How to Write a Funny Haiku
Start with something specific. "Food is funny" isn't a haiku, it's a thesis statement nobody asked for. But "cold pizza at dawn" paints a picture your reader already knows. Specificity is the backbone of humor in poetry. Ground your haiku in a concrete image or situation before you try to be clever.
Next, build a small expectation in your first two lines. You're setting a scene, establishing a mood, maybe even sounding serious. Then your third line pivots. The turn, called a kireji or "cutting word" in traditional Japanese haiku, becomes your punchline. The sharper the contrast between setup and payoff, the funnier the result. One common mistake is making all three lines funny. That dilutes the impact. Let the humor concentrate in one spot.
Another mistake people make: ignoring the syllable count entirely.
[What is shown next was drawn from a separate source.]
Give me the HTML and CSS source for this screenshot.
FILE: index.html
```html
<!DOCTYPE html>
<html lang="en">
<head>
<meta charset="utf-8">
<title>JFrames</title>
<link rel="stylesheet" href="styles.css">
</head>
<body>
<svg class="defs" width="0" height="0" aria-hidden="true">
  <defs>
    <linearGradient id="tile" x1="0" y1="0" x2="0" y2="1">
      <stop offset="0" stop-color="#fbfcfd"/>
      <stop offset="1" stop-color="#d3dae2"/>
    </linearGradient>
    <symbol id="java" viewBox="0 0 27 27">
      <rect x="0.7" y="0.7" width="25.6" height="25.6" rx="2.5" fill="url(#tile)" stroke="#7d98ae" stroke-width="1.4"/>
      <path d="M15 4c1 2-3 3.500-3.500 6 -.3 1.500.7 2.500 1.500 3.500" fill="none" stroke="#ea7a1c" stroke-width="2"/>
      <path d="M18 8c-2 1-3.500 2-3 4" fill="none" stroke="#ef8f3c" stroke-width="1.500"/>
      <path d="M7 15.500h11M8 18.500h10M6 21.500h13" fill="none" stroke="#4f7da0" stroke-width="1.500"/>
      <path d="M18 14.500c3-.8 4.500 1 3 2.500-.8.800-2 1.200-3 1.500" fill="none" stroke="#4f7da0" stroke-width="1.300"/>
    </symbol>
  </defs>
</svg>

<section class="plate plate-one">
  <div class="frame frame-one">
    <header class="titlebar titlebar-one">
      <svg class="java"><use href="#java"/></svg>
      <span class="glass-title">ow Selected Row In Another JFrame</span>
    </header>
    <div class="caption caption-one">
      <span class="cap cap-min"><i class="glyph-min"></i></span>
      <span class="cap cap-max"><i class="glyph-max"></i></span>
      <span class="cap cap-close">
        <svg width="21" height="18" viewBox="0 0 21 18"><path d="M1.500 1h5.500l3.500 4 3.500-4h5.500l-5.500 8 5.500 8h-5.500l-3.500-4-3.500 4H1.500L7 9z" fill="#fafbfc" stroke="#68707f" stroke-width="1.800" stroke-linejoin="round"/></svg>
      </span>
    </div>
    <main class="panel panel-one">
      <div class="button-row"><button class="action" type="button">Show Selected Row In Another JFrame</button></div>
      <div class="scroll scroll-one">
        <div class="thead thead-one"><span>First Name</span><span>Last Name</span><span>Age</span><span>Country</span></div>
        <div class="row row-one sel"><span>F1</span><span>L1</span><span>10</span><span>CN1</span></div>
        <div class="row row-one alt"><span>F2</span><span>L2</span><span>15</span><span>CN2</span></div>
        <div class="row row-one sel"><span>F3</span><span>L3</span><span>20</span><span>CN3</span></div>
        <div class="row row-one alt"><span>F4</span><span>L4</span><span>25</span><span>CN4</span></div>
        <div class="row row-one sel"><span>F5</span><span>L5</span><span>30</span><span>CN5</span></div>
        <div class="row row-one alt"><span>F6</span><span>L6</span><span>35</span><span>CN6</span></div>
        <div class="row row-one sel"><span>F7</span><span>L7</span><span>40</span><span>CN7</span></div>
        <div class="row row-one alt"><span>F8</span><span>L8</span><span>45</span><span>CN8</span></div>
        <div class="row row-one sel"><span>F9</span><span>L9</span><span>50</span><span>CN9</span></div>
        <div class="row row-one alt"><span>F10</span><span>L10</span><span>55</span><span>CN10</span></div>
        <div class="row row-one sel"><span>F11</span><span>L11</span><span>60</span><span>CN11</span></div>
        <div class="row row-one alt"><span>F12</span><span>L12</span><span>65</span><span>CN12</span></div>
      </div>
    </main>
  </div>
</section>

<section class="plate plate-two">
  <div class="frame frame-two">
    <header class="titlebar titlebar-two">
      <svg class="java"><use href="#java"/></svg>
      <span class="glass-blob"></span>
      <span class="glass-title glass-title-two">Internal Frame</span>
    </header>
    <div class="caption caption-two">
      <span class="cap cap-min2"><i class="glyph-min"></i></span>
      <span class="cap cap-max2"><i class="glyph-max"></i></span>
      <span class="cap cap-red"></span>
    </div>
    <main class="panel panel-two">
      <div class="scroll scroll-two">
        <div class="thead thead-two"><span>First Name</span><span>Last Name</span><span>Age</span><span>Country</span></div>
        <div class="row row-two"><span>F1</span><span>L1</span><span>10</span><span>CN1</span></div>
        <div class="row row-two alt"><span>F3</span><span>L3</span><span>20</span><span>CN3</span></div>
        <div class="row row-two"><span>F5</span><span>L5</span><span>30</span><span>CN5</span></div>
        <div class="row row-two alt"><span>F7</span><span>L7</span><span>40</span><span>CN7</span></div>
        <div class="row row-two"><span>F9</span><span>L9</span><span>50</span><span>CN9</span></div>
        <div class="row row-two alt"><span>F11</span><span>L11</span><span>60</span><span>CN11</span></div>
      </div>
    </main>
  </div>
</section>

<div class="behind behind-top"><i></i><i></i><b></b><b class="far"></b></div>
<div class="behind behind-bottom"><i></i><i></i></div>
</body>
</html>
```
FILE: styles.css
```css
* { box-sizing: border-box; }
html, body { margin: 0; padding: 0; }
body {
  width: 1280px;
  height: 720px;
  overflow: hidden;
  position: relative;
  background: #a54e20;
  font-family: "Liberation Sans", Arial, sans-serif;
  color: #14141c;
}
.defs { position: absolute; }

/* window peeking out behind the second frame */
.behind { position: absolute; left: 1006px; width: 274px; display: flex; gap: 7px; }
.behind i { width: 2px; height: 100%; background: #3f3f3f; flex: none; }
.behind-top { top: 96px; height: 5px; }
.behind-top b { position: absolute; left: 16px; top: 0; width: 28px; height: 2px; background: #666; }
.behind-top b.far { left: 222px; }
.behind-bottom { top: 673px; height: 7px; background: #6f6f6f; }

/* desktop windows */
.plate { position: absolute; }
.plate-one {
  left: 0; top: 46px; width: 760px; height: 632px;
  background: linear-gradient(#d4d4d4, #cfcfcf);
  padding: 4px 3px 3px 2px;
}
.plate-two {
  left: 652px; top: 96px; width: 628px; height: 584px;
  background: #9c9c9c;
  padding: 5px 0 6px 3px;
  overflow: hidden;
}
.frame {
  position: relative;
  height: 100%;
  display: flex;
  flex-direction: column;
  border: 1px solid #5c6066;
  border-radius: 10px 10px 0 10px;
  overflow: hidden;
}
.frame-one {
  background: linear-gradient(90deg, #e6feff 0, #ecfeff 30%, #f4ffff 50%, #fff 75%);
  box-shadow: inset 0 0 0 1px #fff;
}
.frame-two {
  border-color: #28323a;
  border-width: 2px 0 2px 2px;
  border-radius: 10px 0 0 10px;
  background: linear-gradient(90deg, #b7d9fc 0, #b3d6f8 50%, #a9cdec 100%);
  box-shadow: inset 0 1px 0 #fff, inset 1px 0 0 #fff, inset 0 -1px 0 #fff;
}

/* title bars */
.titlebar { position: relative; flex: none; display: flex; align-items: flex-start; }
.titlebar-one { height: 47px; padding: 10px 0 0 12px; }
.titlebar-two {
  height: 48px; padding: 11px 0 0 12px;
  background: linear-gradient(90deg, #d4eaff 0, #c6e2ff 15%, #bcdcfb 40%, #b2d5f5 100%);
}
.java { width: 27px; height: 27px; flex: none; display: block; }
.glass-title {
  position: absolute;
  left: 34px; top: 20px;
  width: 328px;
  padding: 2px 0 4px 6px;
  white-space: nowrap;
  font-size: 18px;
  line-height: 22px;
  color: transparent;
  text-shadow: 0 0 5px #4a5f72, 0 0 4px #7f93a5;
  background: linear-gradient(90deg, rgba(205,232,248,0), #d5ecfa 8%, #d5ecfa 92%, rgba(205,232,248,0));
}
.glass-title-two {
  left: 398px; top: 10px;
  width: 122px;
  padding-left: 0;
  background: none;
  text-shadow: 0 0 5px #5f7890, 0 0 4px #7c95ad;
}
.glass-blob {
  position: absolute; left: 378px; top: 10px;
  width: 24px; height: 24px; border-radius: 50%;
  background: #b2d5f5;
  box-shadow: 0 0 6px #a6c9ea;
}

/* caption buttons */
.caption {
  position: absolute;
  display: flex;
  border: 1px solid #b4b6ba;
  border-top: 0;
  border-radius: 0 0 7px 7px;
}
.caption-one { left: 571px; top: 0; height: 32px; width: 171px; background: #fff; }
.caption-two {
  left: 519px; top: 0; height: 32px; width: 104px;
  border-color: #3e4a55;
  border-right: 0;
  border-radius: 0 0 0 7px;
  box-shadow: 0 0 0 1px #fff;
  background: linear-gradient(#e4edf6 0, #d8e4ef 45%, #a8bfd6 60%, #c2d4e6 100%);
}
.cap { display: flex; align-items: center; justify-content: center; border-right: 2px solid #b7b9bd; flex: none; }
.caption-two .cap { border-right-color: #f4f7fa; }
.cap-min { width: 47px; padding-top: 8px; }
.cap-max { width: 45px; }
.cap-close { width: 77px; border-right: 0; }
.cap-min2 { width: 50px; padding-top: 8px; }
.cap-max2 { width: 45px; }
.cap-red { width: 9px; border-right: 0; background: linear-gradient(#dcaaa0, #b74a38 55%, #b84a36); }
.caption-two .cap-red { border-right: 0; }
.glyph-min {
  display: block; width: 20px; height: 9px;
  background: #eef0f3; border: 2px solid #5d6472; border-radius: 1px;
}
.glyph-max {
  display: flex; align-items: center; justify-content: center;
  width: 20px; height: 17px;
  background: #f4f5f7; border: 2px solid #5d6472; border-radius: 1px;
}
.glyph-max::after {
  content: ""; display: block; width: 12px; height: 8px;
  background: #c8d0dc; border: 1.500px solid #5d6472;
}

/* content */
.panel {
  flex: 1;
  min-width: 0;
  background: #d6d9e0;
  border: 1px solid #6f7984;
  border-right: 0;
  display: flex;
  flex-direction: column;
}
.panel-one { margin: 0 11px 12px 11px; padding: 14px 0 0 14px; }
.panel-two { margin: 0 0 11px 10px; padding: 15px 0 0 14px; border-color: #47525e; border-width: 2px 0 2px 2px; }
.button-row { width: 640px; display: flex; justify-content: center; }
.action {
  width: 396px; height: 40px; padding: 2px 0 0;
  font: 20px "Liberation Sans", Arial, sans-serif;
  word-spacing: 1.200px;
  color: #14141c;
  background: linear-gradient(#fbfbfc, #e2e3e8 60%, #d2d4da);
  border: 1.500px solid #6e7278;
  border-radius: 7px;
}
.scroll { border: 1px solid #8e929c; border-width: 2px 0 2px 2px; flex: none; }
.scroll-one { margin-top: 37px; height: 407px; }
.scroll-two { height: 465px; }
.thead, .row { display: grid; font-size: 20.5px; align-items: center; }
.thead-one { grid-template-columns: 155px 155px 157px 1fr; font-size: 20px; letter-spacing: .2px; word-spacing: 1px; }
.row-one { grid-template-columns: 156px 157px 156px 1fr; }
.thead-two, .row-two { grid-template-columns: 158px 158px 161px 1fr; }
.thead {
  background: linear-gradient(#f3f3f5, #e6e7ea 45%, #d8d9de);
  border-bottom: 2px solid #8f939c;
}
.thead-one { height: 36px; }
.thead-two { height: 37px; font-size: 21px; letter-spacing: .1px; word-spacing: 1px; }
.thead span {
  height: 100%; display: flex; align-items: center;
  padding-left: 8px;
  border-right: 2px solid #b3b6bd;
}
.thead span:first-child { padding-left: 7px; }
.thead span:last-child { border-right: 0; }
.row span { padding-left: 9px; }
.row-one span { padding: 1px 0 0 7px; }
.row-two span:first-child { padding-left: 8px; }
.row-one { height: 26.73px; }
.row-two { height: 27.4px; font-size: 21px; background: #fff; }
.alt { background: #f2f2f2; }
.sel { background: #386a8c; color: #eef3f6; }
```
Yes, some modern poets play loose with 5-7-5, but if you're writing comedic haiku, the rhythm matters. A joke with bad timing isn't a joke, it's just a confusing sentence. Count your syllables out loud. Your ear will catch problems your eyes miss.
Here's a tip most people overlook: read your haiku to someone without context. If they don't smile, the poem isn't doing its job yet. Comedy is a performance art, even on paper. Don't fall into the trap of explaining the joke inside the haiku itself. If you need a footnote, rewrite the whole thing.